Xavier Díez de Uranivia

Hoy concluye la jornada por la justicia y la reconciliación para la paz, convocada por los jesuitas, el episcopado y otras agrupaciones religiosas, y lo hace, emblemáticamente, el día en que se celebra el día dedicado a San Ignacio de Loyola, fundador de aquella orden, y la fecha que cierra el “Año Ignaciano”, decretado para convocar a la reflexión reivindicatoria del sentido de la fe en el servicio de los desposeídos.

Se trata de un ejercicio congruente con el carisma -la “misión”, dirían los especialistas en planeación estratégica- porque “(L)a misión jesuita es una misión de reconciliación, que trabaja para que las mujeres y los hombres puedan reconciliarse con Dios, consigo mismos, con los demás, y con la creación de Dios” (https://www.jesuits.global/es/quienes-somos/los-jesuitas/).
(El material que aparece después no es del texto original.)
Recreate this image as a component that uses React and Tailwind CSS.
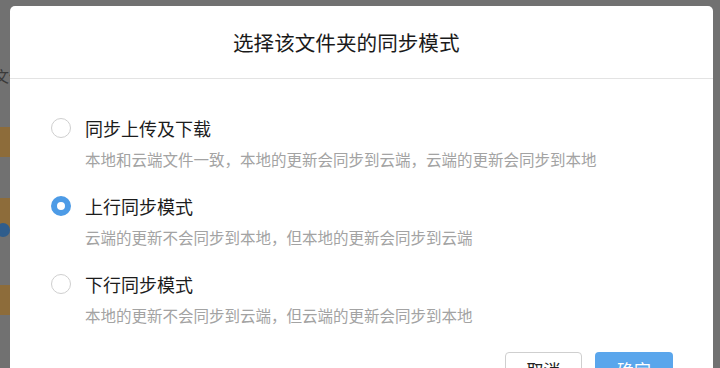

En sus propias palabras, los jesuitas son “hombres de frontera”, “dispuestos a estar en aquellos lugares donde hay situaciones de injusticia, donde otros no pueden o no quieren estar, donde se puede hacer un bien más universal”.

Son, también, “pobres y letrados” que quieren “responder a las necesidades de nuestro mundo, al desafío de la cruz”. Su misión los pone al “servicio de la fe y promoción de la justicia”, imponiéndoles “un compromiso con el diálogo con las culturas y las religiones”.

Así se describen y, por lo tanto, no son fáciles de engañar. Han sido congruentes al adoptar el compromiso preferencial por los pobres y decir que es hora de retomar “el diálogo entre los diferentes actores sociales para recuperar la unidad de comunidades fragmentadas y divididas, y caminar juntos hacia la justicia, la reconciliación y la paz”, para lo cual es necesario “crecer en una cultura de escucha, diálogo, respeto, humildad y apertura hacia nuevos horizontes”, todo lo contrario de aquello que se propicia cotidianamente desde las conferencias matutinas de prensa, plataforma propagandística y promocional del presidente.

A pesar de que la actividad de la Compañía de Jesús es permanente y ha perdurado por casi cinco siglos, tras la convocatoria a las jornadas que hoy terminan se oyeron voces críticas, unas porque sintieron tenue la respuesta, otras porque, decían, tuvo que sufrir en carne propia los efectos del desorden y la inseguridad imperantes, para moverse a impulsar las acciones que hoy promueven.

Creo, personalmente, que ni una ni otra son imputaciones en rigor justas. La labor de la Compañía en México ha sido intensa, aunque mayormente discreta.

Es verdad que la relevancia de la orden hizo que su reacción frente a esos hechos resonara más intensamente, y que hay varias decenas de miles más de seres humanos desaparecidos, asesinados, torturados y, en general, victimizados en este país, pero el reclamo fue hecho en nombre de todos ellos.

Aunque así lo declararon desde un principio, es verdad que el visible impulso dado en esta ocasión al ejercicio que promueven requerirá de acciones que lo mantengan vivo de manera permanente y creciente en intensidad, porque sólo así podrá ser fructífero.

Sólo así cobrará sentido pleno la acción emprendida, teniendo siempre presente que la justicia sólo es virtud cuando se traduce en hechos y no puede quedar en una abstracción filosófica, propia de la discusión en los foros académicos.

Habría que empezar por justipreciar la vieja máxima romana que la describe como una actitud voluntaria, constante y permanente, de reconocimiento de los derechos de los demás y el respeto por ellos, no sólo por los propios.

El orden, así, será consecuencia de una paz justa, y será capaz de proveer seguridad de mejor manera, incluso, que leyes brillantes que no sean observadas o, para peor, que quien deba velar por su cumplimiento las viole o no aplique bien.

Creo, por todo ello, que la jornada que concluye no puede marcar un final, sino ser más bien el preámbulo de un proceso permanente, de creciente participación social, destinado a reconstituir el tejido social dañado y reorientar el rumbo.

Mientras aparecen otros liderazgos adecuados, bueno será evitar que decaiga este primer impulso.